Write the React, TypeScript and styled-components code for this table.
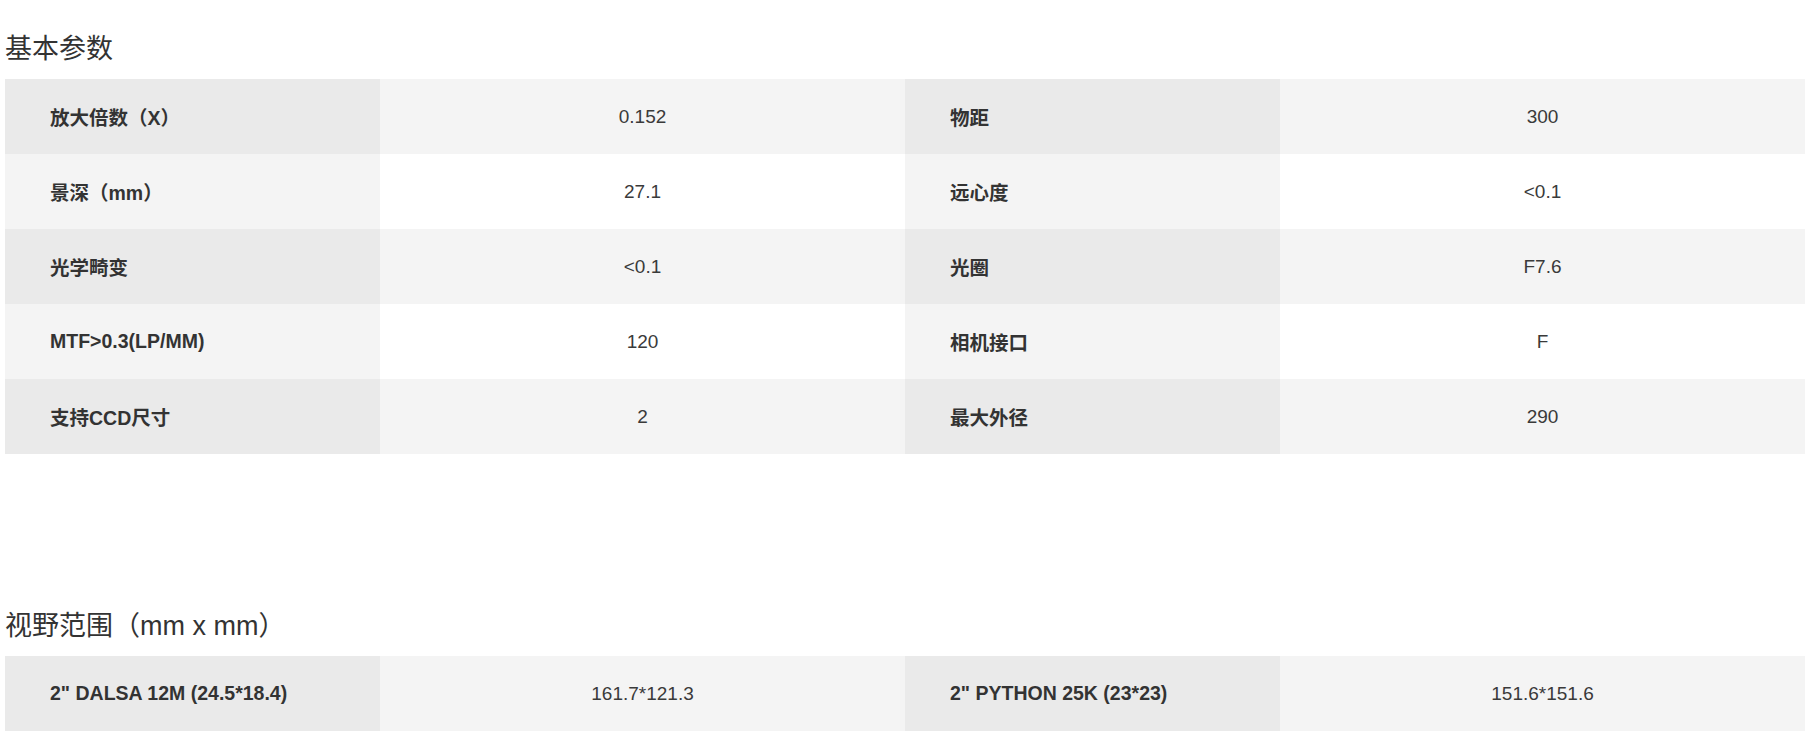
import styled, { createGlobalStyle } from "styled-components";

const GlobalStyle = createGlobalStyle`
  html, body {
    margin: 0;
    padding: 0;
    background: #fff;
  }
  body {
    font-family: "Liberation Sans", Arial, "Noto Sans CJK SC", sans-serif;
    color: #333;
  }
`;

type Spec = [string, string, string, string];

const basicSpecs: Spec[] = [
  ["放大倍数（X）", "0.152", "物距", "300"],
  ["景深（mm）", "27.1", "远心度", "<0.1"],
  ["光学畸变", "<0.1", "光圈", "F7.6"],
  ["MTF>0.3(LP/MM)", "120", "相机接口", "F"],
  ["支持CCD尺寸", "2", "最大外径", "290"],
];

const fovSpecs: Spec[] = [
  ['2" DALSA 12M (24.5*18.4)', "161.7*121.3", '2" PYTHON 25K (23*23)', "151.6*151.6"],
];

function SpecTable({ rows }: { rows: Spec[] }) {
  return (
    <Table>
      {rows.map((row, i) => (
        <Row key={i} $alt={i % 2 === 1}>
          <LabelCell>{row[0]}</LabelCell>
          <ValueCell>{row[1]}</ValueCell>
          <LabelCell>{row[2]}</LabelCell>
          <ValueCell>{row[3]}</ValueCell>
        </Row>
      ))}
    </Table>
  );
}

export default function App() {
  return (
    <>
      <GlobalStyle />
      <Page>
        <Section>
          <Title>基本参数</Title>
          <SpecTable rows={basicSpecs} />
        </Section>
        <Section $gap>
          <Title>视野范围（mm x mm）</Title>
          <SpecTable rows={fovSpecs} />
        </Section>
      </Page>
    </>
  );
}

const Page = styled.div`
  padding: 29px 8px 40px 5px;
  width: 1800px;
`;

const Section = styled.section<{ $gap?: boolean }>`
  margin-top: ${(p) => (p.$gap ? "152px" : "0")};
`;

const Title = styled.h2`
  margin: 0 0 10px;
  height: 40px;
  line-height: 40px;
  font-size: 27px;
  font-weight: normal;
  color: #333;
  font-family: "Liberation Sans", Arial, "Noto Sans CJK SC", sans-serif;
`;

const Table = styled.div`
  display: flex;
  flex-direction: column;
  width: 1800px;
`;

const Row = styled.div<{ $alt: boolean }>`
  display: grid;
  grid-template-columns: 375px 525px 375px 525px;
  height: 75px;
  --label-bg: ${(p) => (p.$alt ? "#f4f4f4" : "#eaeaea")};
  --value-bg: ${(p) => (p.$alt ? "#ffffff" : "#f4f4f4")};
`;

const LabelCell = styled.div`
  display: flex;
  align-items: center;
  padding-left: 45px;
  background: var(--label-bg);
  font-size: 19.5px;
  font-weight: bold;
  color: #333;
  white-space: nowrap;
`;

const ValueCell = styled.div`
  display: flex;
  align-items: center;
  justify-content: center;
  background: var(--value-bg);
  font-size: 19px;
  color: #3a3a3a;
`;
============
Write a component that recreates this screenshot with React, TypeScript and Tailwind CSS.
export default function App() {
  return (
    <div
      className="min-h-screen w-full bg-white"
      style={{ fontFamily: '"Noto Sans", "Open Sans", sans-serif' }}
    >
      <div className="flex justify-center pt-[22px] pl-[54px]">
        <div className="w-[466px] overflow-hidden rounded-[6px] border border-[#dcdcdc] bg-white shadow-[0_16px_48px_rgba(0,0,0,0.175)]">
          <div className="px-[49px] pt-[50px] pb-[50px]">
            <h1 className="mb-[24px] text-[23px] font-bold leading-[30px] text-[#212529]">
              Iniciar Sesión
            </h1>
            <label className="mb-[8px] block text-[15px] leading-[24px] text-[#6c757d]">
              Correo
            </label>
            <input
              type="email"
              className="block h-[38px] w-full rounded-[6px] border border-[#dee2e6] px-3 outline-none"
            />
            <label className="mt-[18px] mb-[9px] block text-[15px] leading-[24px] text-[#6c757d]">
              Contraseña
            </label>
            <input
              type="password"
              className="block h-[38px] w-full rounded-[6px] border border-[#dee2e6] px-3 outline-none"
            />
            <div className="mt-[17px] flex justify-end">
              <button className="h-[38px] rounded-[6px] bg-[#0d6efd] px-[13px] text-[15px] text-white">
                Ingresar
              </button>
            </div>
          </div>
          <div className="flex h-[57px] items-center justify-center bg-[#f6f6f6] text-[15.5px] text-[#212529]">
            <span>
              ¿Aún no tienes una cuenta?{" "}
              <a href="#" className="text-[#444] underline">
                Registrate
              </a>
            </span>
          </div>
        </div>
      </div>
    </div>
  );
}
============
**JOB**
Tally the lines above that contain the word "this", and reply with only the number.

**RESPONSE**
2